Frameworks such as OSHA, ISO 9001, IATF 16949, and EPA guidelines highlight the importance of consistent oversight. They don’t only set compliance thresholds—they define expectations for how manufacturers must engage, evaluate, and monitor every external partner that influences production outcomes.

Without structured governance, organizations expose themselves to operational uncertainty, reputational harm, and financial loss. With it, they build transparency, trust, and long-term operational stability.

The Expanding Role of Non-Employee Identities in Manufacturing

In the past, a manufacturer might have had a handful of suppliers and local contractors. Today, globalization and just-in-time production have transformed that landscape:

·        Vendors and Suppliers providing parts, chemicals, subassemblies, and raw materials.

·        Contractors handling plant maintenance, calibration, or temporary staffing.

·        Consultants and Auditors ensuring safety, sustainability, or quality compliance.

·        Design and R&D Partners working on prototypes and digital twins.

·        Logistics and Freight Operators who manage shipments and product returns.

·        Service Partners and Distributors who support after-sales delivery and servicing.

Each of these relationships creates an identity within the organization’s governance framework — an identity that may have obligations, entitlements, certifications, and compliance requirements attached.

Without a lifecycle framework to govern those identities — from onboarding to offboarding — manufacturers risk process breakdowns, data exposure, compliance failures, and lost trust among partners and regulators alike.

Core Benefits of Third-Party Non-Employee Governance

Security & Risk Mitigation

Intellectual property (IP) protection, supply chain integrity, and environmental safety are constant challenges.

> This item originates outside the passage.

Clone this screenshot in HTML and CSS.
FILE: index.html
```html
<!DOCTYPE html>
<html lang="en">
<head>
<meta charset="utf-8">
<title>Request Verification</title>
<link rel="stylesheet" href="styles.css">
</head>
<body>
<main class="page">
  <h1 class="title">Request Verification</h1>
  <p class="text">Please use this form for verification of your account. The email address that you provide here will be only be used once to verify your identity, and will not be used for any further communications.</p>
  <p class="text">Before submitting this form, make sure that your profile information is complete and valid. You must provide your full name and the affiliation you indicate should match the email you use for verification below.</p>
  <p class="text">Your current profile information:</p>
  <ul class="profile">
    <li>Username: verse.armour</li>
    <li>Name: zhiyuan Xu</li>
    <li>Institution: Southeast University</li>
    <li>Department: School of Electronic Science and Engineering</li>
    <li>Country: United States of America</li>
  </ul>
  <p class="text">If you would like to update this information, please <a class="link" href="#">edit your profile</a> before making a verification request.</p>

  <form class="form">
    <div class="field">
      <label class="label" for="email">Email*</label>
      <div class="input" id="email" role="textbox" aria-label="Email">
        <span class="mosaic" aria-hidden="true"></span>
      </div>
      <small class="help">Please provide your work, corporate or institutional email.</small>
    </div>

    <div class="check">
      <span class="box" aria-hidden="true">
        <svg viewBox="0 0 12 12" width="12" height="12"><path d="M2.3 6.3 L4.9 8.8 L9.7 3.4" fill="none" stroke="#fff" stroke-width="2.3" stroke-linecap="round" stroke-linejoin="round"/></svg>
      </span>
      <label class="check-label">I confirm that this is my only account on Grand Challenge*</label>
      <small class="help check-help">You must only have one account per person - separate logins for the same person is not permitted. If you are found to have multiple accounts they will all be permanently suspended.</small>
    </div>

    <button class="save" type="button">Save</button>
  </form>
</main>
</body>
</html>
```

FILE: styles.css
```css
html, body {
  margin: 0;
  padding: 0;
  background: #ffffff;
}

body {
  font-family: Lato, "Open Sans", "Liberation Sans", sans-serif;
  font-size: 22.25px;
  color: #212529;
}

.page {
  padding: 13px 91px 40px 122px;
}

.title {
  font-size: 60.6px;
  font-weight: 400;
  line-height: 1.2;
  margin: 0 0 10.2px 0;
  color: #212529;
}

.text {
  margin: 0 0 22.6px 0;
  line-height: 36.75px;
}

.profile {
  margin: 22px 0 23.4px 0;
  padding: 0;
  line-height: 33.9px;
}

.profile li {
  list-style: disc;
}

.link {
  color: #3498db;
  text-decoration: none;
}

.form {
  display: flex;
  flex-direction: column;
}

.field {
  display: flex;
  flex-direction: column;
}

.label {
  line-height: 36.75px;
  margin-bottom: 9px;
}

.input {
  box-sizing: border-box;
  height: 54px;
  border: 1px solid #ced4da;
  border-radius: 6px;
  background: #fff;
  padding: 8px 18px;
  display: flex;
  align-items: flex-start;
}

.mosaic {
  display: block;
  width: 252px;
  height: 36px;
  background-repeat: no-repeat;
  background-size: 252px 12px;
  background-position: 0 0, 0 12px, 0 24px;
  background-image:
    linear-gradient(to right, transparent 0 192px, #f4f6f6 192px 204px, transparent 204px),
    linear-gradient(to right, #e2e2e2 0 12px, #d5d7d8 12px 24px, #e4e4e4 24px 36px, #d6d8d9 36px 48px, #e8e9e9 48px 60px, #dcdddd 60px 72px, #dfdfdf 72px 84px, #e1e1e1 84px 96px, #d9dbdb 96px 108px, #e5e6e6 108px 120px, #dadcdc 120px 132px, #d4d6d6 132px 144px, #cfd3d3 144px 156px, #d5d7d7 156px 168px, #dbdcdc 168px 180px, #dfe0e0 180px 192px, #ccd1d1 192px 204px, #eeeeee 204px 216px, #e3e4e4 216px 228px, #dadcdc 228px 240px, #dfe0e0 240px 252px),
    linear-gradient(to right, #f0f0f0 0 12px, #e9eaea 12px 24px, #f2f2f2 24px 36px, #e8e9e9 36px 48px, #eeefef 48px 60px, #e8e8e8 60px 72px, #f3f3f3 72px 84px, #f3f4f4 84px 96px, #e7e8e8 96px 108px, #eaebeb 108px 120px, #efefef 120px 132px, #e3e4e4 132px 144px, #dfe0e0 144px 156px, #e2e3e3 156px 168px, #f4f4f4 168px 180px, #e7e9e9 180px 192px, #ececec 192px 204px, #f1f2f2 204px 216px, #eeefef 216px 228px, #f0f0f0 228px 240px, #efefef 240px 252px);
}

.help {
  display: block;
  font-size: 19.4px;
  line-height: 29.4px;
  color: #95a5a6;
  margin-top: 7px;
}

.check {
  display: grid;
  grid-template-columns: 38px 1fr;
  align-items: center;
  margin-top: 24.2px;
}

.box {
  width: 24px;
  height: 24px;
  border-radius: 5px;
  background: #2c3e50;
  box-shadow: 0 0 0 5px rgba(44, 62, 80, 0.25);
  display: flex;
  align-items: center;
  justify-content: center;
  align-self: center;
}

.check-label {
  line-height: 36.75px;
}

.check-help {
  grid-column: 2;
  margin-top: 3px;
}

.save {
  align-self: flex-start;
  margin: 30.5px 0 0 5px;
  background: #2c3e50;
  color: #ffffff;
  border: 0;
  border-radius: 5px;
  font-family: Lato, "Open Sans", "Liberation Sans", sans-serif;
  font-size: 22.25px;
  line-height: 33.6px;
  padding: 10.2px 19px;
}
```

Without governance, external partners might mishandle proprietary designs, source inferior materials, or overlook safety procedures. Robust frameworks ensure confidentiality, monitor supplier reliability, and reduce exposure to disruptions or reputational harm.

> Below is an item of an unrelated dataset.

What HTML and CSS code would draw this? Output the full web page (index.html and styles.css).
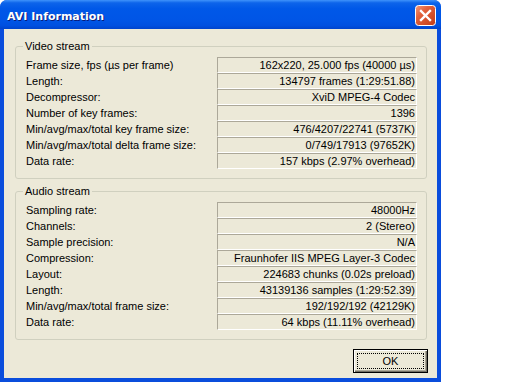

Compliance & Regulatory Assurance

Regulations like OSHA and EPA, as well as ISO standards, demand continuous oversight of suppliers and contractors. Governance frameworks make compliance proactive instead of reactive—ensuring third parties maintain certifications, follow labor laws, and meet environmental and safety benchmarks.

Operational Efficiency

A structured governance model standardizes supplier qualification and audit processes, reducing delays, defects, and rework. It also accelerates onboarding for new partners and improves predictability in supply chain performance. Manufacturers that implement consistent governance often see fewer recalls and lower operational waste.

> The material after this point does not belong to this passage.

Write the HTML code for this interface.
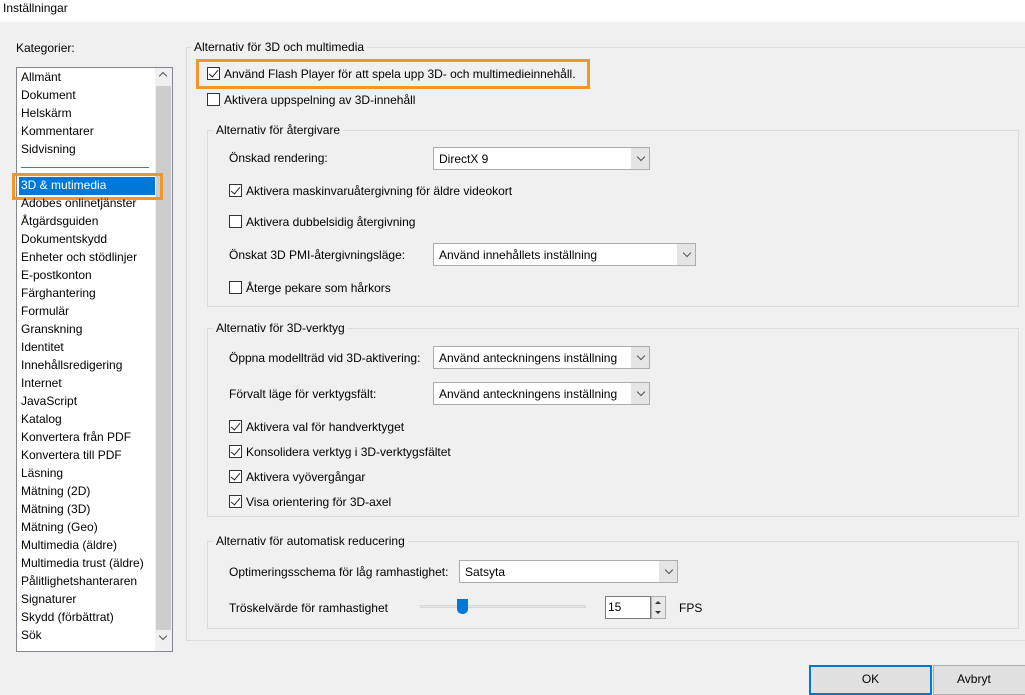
<!DOCTYPE html>
<html><head><meta charset="utf-8"><style>
*{box-sizing:border-box;margin:0;padding:0}
body{width:1025px;height:687px;background:#f0f0f0;font-family:"Liberation Sans",sans-serif;font-size:12px;color:#000;position:relative;overflow:hidden}
.a{position:absolute;white-space:nowrap}
.t{line-height:14px}
.grp{position:absolute;border:1px solid #dcdcdc}
.gt{position:absolute;background:#f0f0f0;padding:0 3px;line-height:14px}
.cb{position:absolute;width:13px;height:13px;border:1px solid #333;background:#fff}
.cb.c::after{content:"";position:absolute;left:3px;top:0px;width:4px;height:8px;border:solid #222;border-width:0 1.3px 1.3px 0;transform:rotate(40deg)}
.sel{position:absolute;height:23px;border:1px solid #adadad;background:#e5e5e5}
.sel .v{position:absolute;left:0;top:0;bottom:0;right:18px;background:#fff;padding:4px 0 0 5px;line-height:14px}
.sel .ar{position:absolute;right:5px;top:6px;width:6px;height:6px;border:solid #555;border-width:0 1px 1px 0;transform:rotate(45deg)}
.li{position:absolute;left:21px;line-height:14px}
</style></head><body>
<div class="a" style="left:0;top:0;width:1025px;height:22px;background:#fff"></div>
<div class="a t" style="left:3px;top:1px">Inställningar</div>
<div class="a t" style="left:16px;top:41px">Kategorier:</div>
<div class="a" style="left:16px;top:67px;width:157px;height:585px;border:1px solid #828790;background:#fff"></div>
<div class="a" style="left:155px;top:68px;width:17px;height:583px;background:#f0f0f0"></div>
<div class="a" style="left:156px;top:86px;width:15px;height:544px;background:#cdcdcd"></div>
<div class="a" style="left:160px;top:73px;width:6px;height:6px;border:solid #555;border-width:1.5px 0 0 1.5px;transform:rotate(45deg)"></div>
<div class="a" style="left:160px;top:633px;width:6px;height:6px;border:solid #555;border-width:0 1.5px 1.5px 0;transform:rotate(45deg)"></div>
<div class="a" style="left:21px;top:167px;width:128px;height:1px;background:#3c7fb1"></div>
<div class="a" style="left:19px;top:177px;width:136px;height:18px;background:#0078d7"></div>
<div class="a" style="left:12px;top:173px;width:151px;height:27px;border:3px solid #f0962a"></div>
<div class="li" style="top:70px">Allmänt</div>
<div class="li" style="top:88px">Dokument</div>
<div class="li" style="top:106px">Helskärm</div>
<div class="li" style="top:124px">Kommentarer</div>
<div class="li" style="top:142px">Sidvisning</div>
<div class="li" style="top:178px;color:#fff">3D &amp; mutimedia</div>
<div class="li" style="top:196px">Adobes onlinetjänster</div>
<div class="li" style="top:214px">Åtgärdsguiden</div>
<div class="li" style="top:232px">Dokumentskydd</div>
<div class="li" style="top:250px">Enheter och stödlinjer</div>
<div class="li" style="top:268px">E-postkonton</div>
<div class="li" style="top:286px">Färghantering</div>
<div class="li" style="top:304px">Formulär</div>
<div class="li" style="top:322px">Granskning</div>
<div class="li" style="top:340px">Identitet</div>
<div class="li" style="top:358px">Innehållsredigering</div>
<div class="li" style="top:376px">Internet</div>
<div class="li" style="top:394px">JavaScript</div>
<div class="li" style="top:412px">Katalog</div>
<div class="li" style="top:430px">Konvertera från PDF</div>
<div class="li" style="top:448px">Konvertera till PDF</div>
<div class="li" style="top:466px">Läsning</div>
<div class="li" style="top:484px">Mätning (2D)</div>
<div class="li" style="top:502px">Mätning (3D)</div>
<div class="li" style="top:520px">Mätning (Geo)</div>
<div class="li" style="top:538px">Multimedia (äldre)</div>
<div class="li" style="top:556px">Multimedia trust (äldre)</div>
<div class="li" style="top:574px">Pålitlighetshanteraren</div>
<div class="li" style="top:592px">Signaturer</div>
<div class="li" style="top:610px">Skydd (förbättrat)</div>
<div class="li" style="top:628px">Sök</div>

<div class="grp" style="left:186px;top:47px;width:850px;height:594px"></div>
<div class="gt" style="left:191px;top:40px">Alternativ för 3D och multimedia</div>
<div class="a" style="left:196px;top:59px;width:394px;height:30px;border:3px solid #f0962a"></div>
<div class="cb c" style="left:207px;top:67px"></div>
<div class="a t" style="left:224px;top:67px">Använd Flash Player för att spela upp 3D- och multimedieinnehåll.</div>
<div class="cb" style="left:207px;top:93px"></div>
<div class="a t" style="left:224px;top:93px">Aktivera uppspelning av 3D-innehåll</div>

<div class="grp" style="left:207px;top:130px;width:812px;height:177px"></div>
<div class="gt" style="left:213px;top:123px">Alternativ för återgivare</div>
<div class="a t" style="left:229px;top:151px">Önskad rendering:</div>
<div class="sel" style="left:433px;top:147px;width:217px"><div class="v">DirectX 9</div><div class="ar"></div></div>
<div class="cb c" style="left:229px;top:184px"></div><div class="a t" style="left:246px;top:184px">Aktivera maskinvaruåtergivning för äldre videokort</div>
<div class="cb" style="left:229px;top:215px"></div><div class="a t" style="left:246px;top:215px">Aktivera dubbelsidig återgivning</div>
<div class="a t" style="left:229px;top:248px">Önskat 3D PMI-återgivningsläge:</div>
<div class="sel" style="left:433px;top:243px;width:263px"><div class="v">Använd innehållets inställning</div><div class="ar"></div></div>
<div class="cb" style="left:229px;top:281px"></div><div class="a t" style="left:246px;top:281px">Återge pekare som hårkors</div>

<div class="grp" style="left:207px;top:328px;width:812px;height:189px"></div>
<div class="gt" style="left:213px;top:321px">Alternativ för 3D-verktyg</div>
<div class="a t" style="left:229px;top:351px">Öppna modellträd vid 3D-aktivering:</div>
<div class="sel" style="left:433px;top:346px;width:217px"><div class="v">Använd anteckningens inställning</div><div class="ar"></div></div>
<div class="a t" style="left:229px;top:387px">Förvalt läge för verktygsfält:</div>
<div class="sel" style="left:433px;top:382px;width:217px"><div class="v">Använd anteckningens inställning</div><div class="ar"></div></div>
<div class="cb c" style="left:229px;top:420px"></div><div class="a t" style="left:246px;top:420px">Aktivera val för handverktyget</div>
<div class="cb c" style="left:229px;top:445px"></div><div class="a t" style="left:246px;top:445px">Konsolidera verktyg i 3D-verktygsfältet</div>
<div class="cb c" style="left:229px;top:470px"></div><div class="a t" style="left:246px;top:470px">Aktivera vyövergångar</div>
<div class="cb c" style="left:229px;top:495px"></div><div class="a t" style="left:246px;top:495px">Visa orientering för 3D-axel</div>

<div class="grp" style="left:207px;top:541px;width:812px;height:88px"></div>
<div class="gt" style="left:213px;top:534px">Alternativ för automatisk reducering</div>
<div class="a t" style="left:229px;top:565px">Optimeringsschema för låg ramhastighet:</div>
<div class="sel" style="left:459px;top:560px;width:219px"><div class="v">Satsyta</div><div class="ar"></div></div>
<div class="a t" style="left:229px;top:601px">Tröskelvärde för ramhastighet</div>
<div class="a" style="left:420px;top:605px;width:166px;height:3px;background:#e7eaea;border:1px solid #d6d6d6"></div>
<div class="a" style="left:457px;top:599px;width:11px;height:15px;background:#0078d7;border-radius:0 0 5px 5px"></div>
<div class="a" style="left:605px;top:596px;width:46px;height:23px;border:1px solid #7a7a7a;background:#fff;padding:3px 0 0 2px;line-height:14px">15</div>
<div class="a" style="left:651px;top:596px;width:15px;height:23px;border:1px solid #adadad;background:#e8e8e8"></div>
<div class="a" style="left:655px;top:601px;width:0;height:0;border:3px solid transparent;border-bottom:3px solid #333;border-top:0"></div>
<div class="a" style="left:655px;top:611px;width:0;height:0;border:3px solid transparent;border-top:3px solid #333;border-bottom:0"></div>
<div class="a t" style="left:679px;top:601px">FPS</div>

<div class="a" style="left:809px;top:665px;width:123px;height:30px;border:2px solid #0078d7;background:#e1e1e1;text-align:center;padding-top:5px">OK</div>
<div class="a" style="left:933px;top:665px;width:100px;height:30px;border:1px solid #adadad;background:#e1e1e1;padding:6px 0 0 23px">Avbryt</div>
</body></html>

Collaboration & Innovation

Governance fosters transparency and mutual accountability. When expectations are clear, trust grows, opening the door for joint innovation. Collaborative suppliers help manufacturers optimize material use, reduce emissions, and develop new sustainable processes—turning compliance into competitive advantage.The Lifecycle Imperative: Onboarding, Change, and Offboarding.

In manufacturing, every third-party relationship has a lifecycle—from initial engagement to eventual completion. Managing this lifecycle effectively is the essence of strong governance.

1.      Onboarding – Building Trust from the Start
Onboarding is where risk and compliance management begin. Before a new supplier or contractor gains access to facilities or systems, manufacturers must verify certifications, insurance, and safety credentials. Establishing a digital identity for each non-employee ensures they are tracked and governed throughout their engagement. Linking these identities to policies—covering safety, privacy, and environmental compliance—creates accountability from day one.

2.      Change Management – Maintaining Oversight as Roles Evolve
Over time, partners may change scope, expand operations, or update certifications. Continuous monitoring and recertification prevent gaps that can lead to compliance failures. Automated workflows that refresh consent, validate data accuracy, and trigger re-verification keep governance dynamic and responsive.

3.      Offboarding – Closing Engagements Securely
The offboarding stage is often overlooked but carries significant risk. Manufacturers must ensure all access is revoked, confidential information is either retained or destroyed according to policy, and compliance records are archived for audit. Proper offboarding not only mitigates exposure but also demonstrates the organization’s commitment to accountability and data stewardship.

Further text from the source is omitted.